The opening of the Peace Bridge linking Buffalo with Fort Erie, Ontario on 7 August, 1927 was occasion for significant celebrations. Those in attendance included Edward, Prince of Wales (later to become King Edward VIII), his brother Prince Albert George (later King George VI), and Prime Minister Stanley Baldwin from the United Kingdom, Canada's Prime Minister W.L. Mackenzie King, US Vice President Charles G. Dawes, and New York governor Alfred E. Smith.
According to the United States Census Bureau, the city has a total area of 136.0 km² (52.5 mi²). 105.2 km² (40.6 mi²) of it is land and 30.8 km² (11.9 mi²) of it is water. The total area is 22.66% water.

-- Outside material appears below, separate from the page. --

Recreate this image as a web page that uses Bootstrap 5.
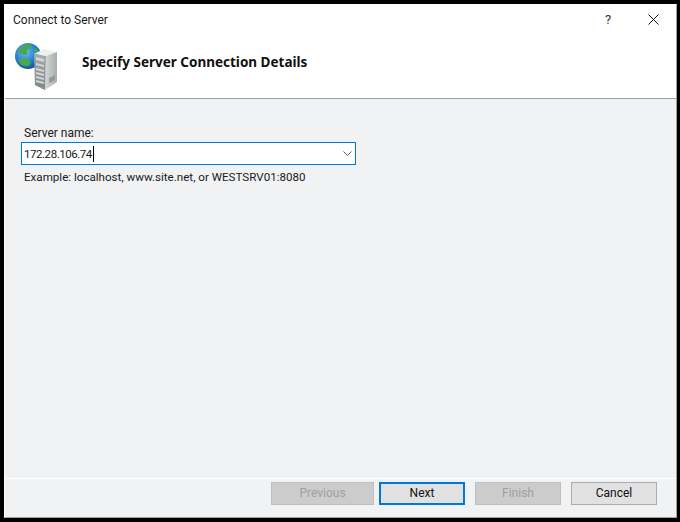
<!DOCTYPE html>
<html lang="en">
<head>
    <meta charset="UTF-8">
    <meta name="viewport" content="width=device-width, initial-scale=1.0">
    <title>Connect to Server</title>
    <link href="https://cdn.jsdelivr.net/npm/bootstrap@5.3.0/dist/css/bootstrap.min.css" rel="stylesheet">
    <style>
        html, body { height: 100%; }
        body {
            background: #000;
            padding: 4px 3px 4px 4px;
            font-family: "Roboto", "Noto Sans", sans-serif;
            font-size: 12px;
            line-height: 16px;
            color: #1a1a1a;
        }
        .dlg-window { height: 100%; background: #f1f2f4; border: 1px solid #a0a0a0; border-top-color: #fff; border-left-color: #fff; }
        .dlg-head { height: 94px; background: #fff; border-bottom: 1px solid #a0a0a0; }
        .dlg-title { height: 38px; padding: 7px 0 0 8px; }
        .dlg-help { width: 14px; margin-right: 33px; font-size: 13px; color: #333; }
        .dlg-close { margin-right: 17px; margin-top: 2px; display: block; }
        .dlg-banner { padding-left: 10px; }
        .dlg-heading { margin: 0 0 0 23px; font-family: "Noto Sans", sans-serif; font-size: 13.5px; font-weight: 700; line-height: 18px; padding-bottom: 11px; color: #111; }
        .dlg-body { padding: 26px 0 0 16px; }
        .dlg-label { margin: 0 0 0 3px; display: block; height: 16px; }
        .dlg-combo { width: 335px; height: 23px; margin-top: 1px; background: #fff; border: 1px solid #0078d7; padding: 0 3px 0 2px; }
        .dlg-input { border: 0; outline: 0; padding: 0; width: 69px; font: inherit; font-size: 11.5px; letter-spacing: -.45px; color: inherit; background: transparent; }
        .dlg-caret { width: 1px; height: 16px; background: #000; }
        .dlg-hint { margin: 4px 0 0 3px; font-size: 11.6px; }
        .dlg-foot { height: 39px; border-top: 1px solid #fff; padding: 3px 19px 0 0; gap: 10px; }
        .dlg-btn {
            height: 23px; padding: 0; border-radius: 0; font-size: 12px; line-height: 19px;
            background: #e1e1e1; border: 1px solid #adadad; color: #111;
        }
        .dlg-btn:disabled { background: #ccc; border-color: #bfbfbf; color: #a0a0a0; opacity: 1; }
        .dlg-btn.dlg-default { border: 2px solid #0078d7; margin-left: -5px; }
        .dlg-w103 { width: 103px; }
        .dlg-w86 { width: 86px; }
    </style>
</head>
<body>
    <div class="dlg-window d-flex flex-column">
        <div class="dlg-head">
            <div class="dlg-title d-flex align-items-start">
                <span class="flex-grow-1">Connect to Server</span>
                <span class="dlg-help text-center">?</span>
                <svg class="dlg-close" width="11" height="11" viewBox="0 0 11 11"><path d="M.5.5l10 10M10.5.5l-10 10" stroke="#111" stroke-width="1" fill="none"/></svg>
            </div>
            <div class="dlg-banner d-flex align-items-center">
                <svg width="44" height="48" viewBox="0 0 44 48">
                    <defs>
                        <radialGradient id="sea" cx=".4" cy=".35" r=".75"><stop offset="0" stop-color="#6cc0ee"/><stop offset=".6" stop-color="#1e78cc"/><stop offset="1" stop-color="#123f8c"/></radialGradient>
                        <linearGradient id="sideface" x1="0" x2="1" y1="0" y2="0"><stop offset="0" stop-color="#d6d8d8"/><stop offset="1" stop-color="#a8acac"/></linearGradient>
                        <linearGradient id="front" x1="0" x2="0" y1="0" y2="1"><stop offset="0" stop-color="#a6abab"/><stop offset="1" stop-color="#7f8585"/></linearGradient>
                    </defs>
                    <circle cx="13" cy="13" r="13" fill="url(#sea)"/>
                    <path d="M4 6c3-3 7-5 11-4 3 1 2 2 0 3-3 1-4 3-3 5 1 2-3 3-5 1-2-1-4-2-3-5zM3 17c3-2 8-2 11 0 3 2 2 5-1 6-4 1-8-1-10-6zM19 6c2-1 4 0 5 3l-4 1z" fill="#4aa846"/>
                    <path d="M19 11l10-5 13 3-11 4z" fill="#eef0f0"/>
                    <path d="M31 13l11-4v30l-12 8z" fill="url(#sideface)"/>
                    <path d="M19 11l12 2-1 34-10-5z" fill="url(#front)"/>
                    <path d="M21 14l8 2v3l-8-2zM21 20l8 2v2l-8-2zM21 25l8 2v2l-8-2zM21 29l8 2v2l-8-2zM21 33l8 2v2l-8-2zM21 37l8 2v2l-8-2z" fill="#d4d7d7"/>
                    <circle cx="27" cy="45" r="1" fill="#6fd24a"/>
                    <path d="M34 35l6-3v5l-6 3z" fill="#94989a"/>
                </svg>
                <h1 class="dlg-heading">Specify Server Connection Details</h1>
            </div>
        </div>
        <div class="dlg-body flex-grow-1">
            <label class="dlg-label" for="server">Server name:</label>
            <div class="dlg-combo d-flex align-items-center">
                <input class="dlg-input" id="server" value="172.28.106.74">
                <span class="dlg-caret"></span>
                <svg class="ms-auto" width="9" height="5" viewBox="0 0 9 5"><path d="M.5.5l4 4 4-4" stroke="#555" fill="none"/></svg>
            </div>
            <p class="dlg-hint">Example: localhost, www.site.net, or WESTSRV01:8080</p>
        </div>
        <div class="dlg-foot d-flex justify-content-end">
            <button class="btn dlg-btn dlg-w103" disabled>Previous</button>
            <button class="btn dlg-btn dlg-default dlg-w86">Next</button>
            <button class="btn dlg-btn dlg-w86" disabled>Finish</button>
            <button class="btn dlg-btn dlg-w86">Cancel</button>
        </div>
    </div>
    <script src="https://cdn.jsdelivr.net/npm/bootstrap@5.3.0/dist/js/bootstrap.bundle.min.js"></script>
</body>
</html>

As of the census2 of 2000, there are 292,648 people, 122,720 households, and 67,005 families residing in the city. The population density is 2,782.4/km² (7,205.8/mi²). There are 145,574 housing units at an average density of 1,384.1/km² (3,584.4/mi²). The racial makeup of the city is 54.43% White, 37.23% African American, 0.77% Native American, 1.40% Asian, 0.04% Pacific Islander, 3.68% from other races, and 2.45% from two or more races. 7.54% of the population are Hispanic or Latino of any race.
There are 122,720 households out of which 28.6% have children under the age of 18 living with them, 27.6% are married couples living together, 22.3% have a female householder with no husband present, and 45.4% are non-families. 37.7% of all households are made up of individuals and 12.1% have someone living alone who is 65 years of age or older. The average household size is 2.29 and the average family size is 3.07.
In the city the population is spread out with 26.3% under the age of 18, 11.3% from 18 to 24, 29.3% from 25 to 44, 19.6% from 45 to 64, and 13.4% who are 65 years of age or older. The median age is 34 years. For every 100 females there are 88.6 males. For every 100 females age 18 and over, there are 83.5 males.
The median income for a household in the city is $24,536, and the median income for a family is $30,614. Males have a median income of $30,938 versus $23,982 for females. The per capita income for the city is $14,991. 26.6% of the population and 23.0% of families are below the poverty line. Out of the total people living in poverty, 38.4% are under the age of 18 and 14.0% are 65 or older.
The heavy snowfalls of the region are caused by below-freezing winds blowing over the warmer water of Lake Erie. Often the meandering "snow belts" are only ten or fifteen miles wide, with sun shining in one spot, and a raging lake effect blizzard occurring only a mile or two away.
Buffalo is the home of many professional and semi-pro sports teams. These include the Buffalo Bills (football), Buffalo Sabres (hockey), Buffalo Bisons (AAA baseball), and Buffalo Bandits ( indoor lacrosse).